Let me be frank, this article is not for those wanting bigger arms and chests. It is intended for those seeking to build a functionally-stronger body. Let me be real too; the reason most males start lifting weights is to obtain bigger arms and chests. If that is your focus from the onset, you are never going to get strong because your focus in not on the entire structure. Building a functionally-strong body is akin to building any sort of structure; you need a solid foundation first. Building a solid foundation for a strong body is a simple process, but that is often missed by coaches and athletes alike. In the beginning, less is more.
When initiating a strength program three major areas of the body need to be considered; the shoulder girdle, back and hips and legs. There are many exercises for each group, but I prefer to focus on a core lift for each group. Every coach will have a different opinion, and the type of sport an athlete is involved in often dictates which movements are superior. The exercise will suffice as long as it meets the necessary criterion of being a primary movement aimed at one of the major muscle groups.
The back squat is king for the hips and legs in the formative stages. As your strength and technical skill improves front squats and overhead squats can be included. For the shoulder girdle I believe the standing shoulder press (military press) to be the most-effective exercise. Moving a load from shoulder to overhead requires optimal range of motion at the shoulder girdle. Holding that weight overhead also requires sufficient midline stability (“core” stability) and demands all of the intrinsic shoulder muscles to be active. My choice for the back is the power clean; it works all parts of the back in a dynamic fashion and it also requires the lifter to employ an array of physical attributes such as accuracy, balance and coordination. It develops strength and improves athleticism – bonus! Once the power clean is mastered, more advanced pulling exercises such as full cleans and snatches can be gradually introduced, paving the way for superior athleticism and strength.
You’ll notice that there are no exercises for smaller muscle groups such as the deltoids, arms and calves. This is because all of these smaller muscle groups receive sufficient attention when lifting heavy on the core lifts. The only auxiliary lifts I recommend for a beginner strength program are pull ups, dips and single leg squats. Similarly, if your primary goal is to get strong, stay away from slow endurance-based activities. There is only so much energy to go around and recovery time is imperative when training for strength. However, apply your energy to getting strong and your musculoskeletal system will be better equipped to cover long distances in shorter periods of time. Get strong and all other aspects of your training will fall into place, but try and combine everything at once and little improvement will be realised.

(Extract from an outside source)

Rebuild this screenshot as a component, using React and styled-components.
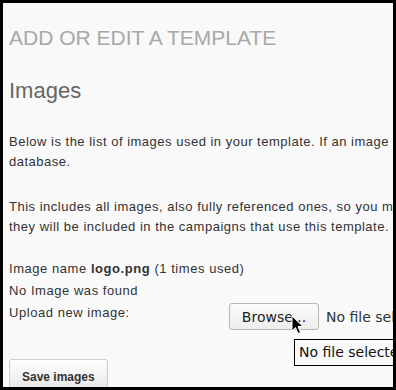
import React from 'react';
import styled, { createGlobalStyle } from 'styled-components';

const GlobalStyle = createGlobalStyle`
  html, body {
    margin: 0;
    padding: 0;
    background: #000;
  }
`;

const Frame = styled.div`
  box-sizing: border-box;
  width: 396px;
  height: 390px;
  border: 3px solid #000;
  background: #f9f9f9;
  overflow: hidden;
  font-family: "Liberation Sans", Arial, sans-serif;
  color: #333;
`;

const Content = styled.div`
  width: 640px;
  padding: 23px 0 0 6px;
`;

const PageTitle = styled.h1`
  margin: 0 0 28px;
  font-size: 21px;
  line-height: 24px;
  font-weight: normal;
  color: #a8a8a8;
  text-transform: uppercase;
`;

const SectionTitle = styled.h2`
  margin: 0 0 28px;
  font-size: 22px;
  line-height: 26px;
  font-weight: normal;
  color: #666;
`;

const Text = styled.p`
  margin: 0 0 ${(p) => p.gap || 25}px;
  font-size: 13px;
  line-height: 20px;
  letter-spacing: 0.5px;
  white-space: nowrap;
`;

const Form = styled.div`
  display: flex;
  flex-direction: column;
  font-size: 13px;
  line-height: 22px;
  letter-spacing: 0.55px;
`;

const Row = styled.div`
  display: grid;
  grid-template-columns: 220px auto;
  align-items: start;
`;

const FileField = styled.div`
  position: relative;
  display: flex;
  align-items: center;
  gap: 7px;
  margin-top: 1px;
  font-family: "DejaVu Sans", sans-serif;
  font-size: 14px;
  letter-spacing: 0;
  white-space: nowrap;
`;

const BrowseButton = styled.button`
  box-sizing: border-box;
  width: 90px;
  height: 27px;
  padding: 0;
  border: 1px solid #b6b6b6;
  border-radius: 3px;
  background: linear-gradient(#fbfbfb, #ededed);
  font-family: "DejaVu Sans", sans-serif;
  font-size: 14px;
  color: #222;
`;

const FileStatus = styled.span`
  color: #2e3436;
`;

const Tooltip = styled.div`
  position: absolute;
  left: 65px;
  top: 36px;
  box-sizing: border-box;
  height: 27px;
  padding: 0 6px 0 4px;
  border: 1px solid #000;
  background: #f9f9f9;
  color: #111;
  line-height: 25px;
  white-space: nowrap;
`;

const Cursor = styled.svg`
  position: absolute;
  left: 62px;
  top: 12px;
`;

const SaveButton = styled.button`
  margin-top: 29px;
  align-self: flex-start;
  padding: 8px 12px;
  border: 1px solid #ccc;
  border-radius: 3px;
  background: linear-gradient(#ffffff, #e4e4e4);
  font-family: "Liberation Sans", Arial, sans-serif;
  font-size: 12px;
  line-height: 18px;
  font-weight: bold;
  letter-spacing: 0;
  color: #333;
`;

export default function App() {
  return (
    <>
      <GlobalStyle />
      <Frame>
        <Content>
          <PageTitle>Add or edit a template</PageTitle>
          <SectionTitle>Images</SectionTitle>
          <Text>
            Below is the list of images used in your template. If an image is not found it will be uploaded to the
            <br />
            database.
          </Text>
          <Text gap={21}>
            This includes all images, also fully referenced ones, so you may choose to upload them as well, and
            <br />
            they will be included in the campaigns that use this template.
          </Text>
          <Form>
            <div>
              Image name <b>logo.png</b> (1 times used)
            </div>
            <div>No Image was found</div>
            <Row>
              <span>Upload new image:</span>
              <FileField>
                <BrowseButton>Browse...</BrowseButton>
                <FileStatus>No file selected.</FileStatus>
                <Cursor width="13" height="20" viewBox="0 0 13 20">
                  <path
                    d="M1 1 L1 16 L4.5 12.5 L7 18.5 L9.5 17.5 L7 11.5 L12 11.5 Z"
                    fill="#000"
                    stroke="#fff"
                    strokeWidth="1"
                    strokeLinejoin="round"
                  />
                </Cursor>
                <Tooltip>No file selected.</Tooltip>
              </FileField>
            </Row>
            <SaveButton>Save images</SaveButton>
          </Form>
        </Content>
      </Frame>
    </>
  );
}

For a beginner strength program performing the three lifts three times a week is sufficient. In my experience three to five sets of three to five reps is most effective. For example perform three sets of five at the first session of the week, four of five at the second session and end the week with five of five. While three sets of five may not seem like much, the primary goal when beginning a strength program should be technique perfection. This will go a long way to ensuring rapid progress and reduced risk of injury. Master the technique of the lifts, and then focus on increasing the numbers. Once technique at the extreme limits has been perfected, you can begin altering the loads lifted at each session. For example, begin the week with a heavy session (100%), follow that with a light session (80%) and then back up to medium loads (90%) to end the week. The idea is to allow for rest after a heavy-lifting session, and to use the light day to perfect the finer points of each lift. So you should apply yourself equally at each session. Do not shy away from lifting heavy in the fear of missing a lift, and do not shun the light-lifting day in the belief that it’s a waste of time.
Finally, training for strength demands that your nutrition and rest is adequate. Sufficient amounts of carbohydrates and fats are needed to fuel your training sessions and protein is required to rebuild and grow muscles, tendons and ligaments. Approximately 40% of your calories should come from carbohydrates, 30% from fat and 30% from protein. All of these need to come from natural sources. Stay away from processed food; instead eat lots of fruit and vegetables, lean meat and poultry, seafood, nuts and seeds.
You’ll note that there are only three training days for this beginner program. Heavy-resistance training is often a shock to the system of beginners. Albeit a good shock but more rest is required. With smart training, healthy eating and sufficient rest your strength will increase and your recovery times will improve. This will lay the foundation for building brute strength!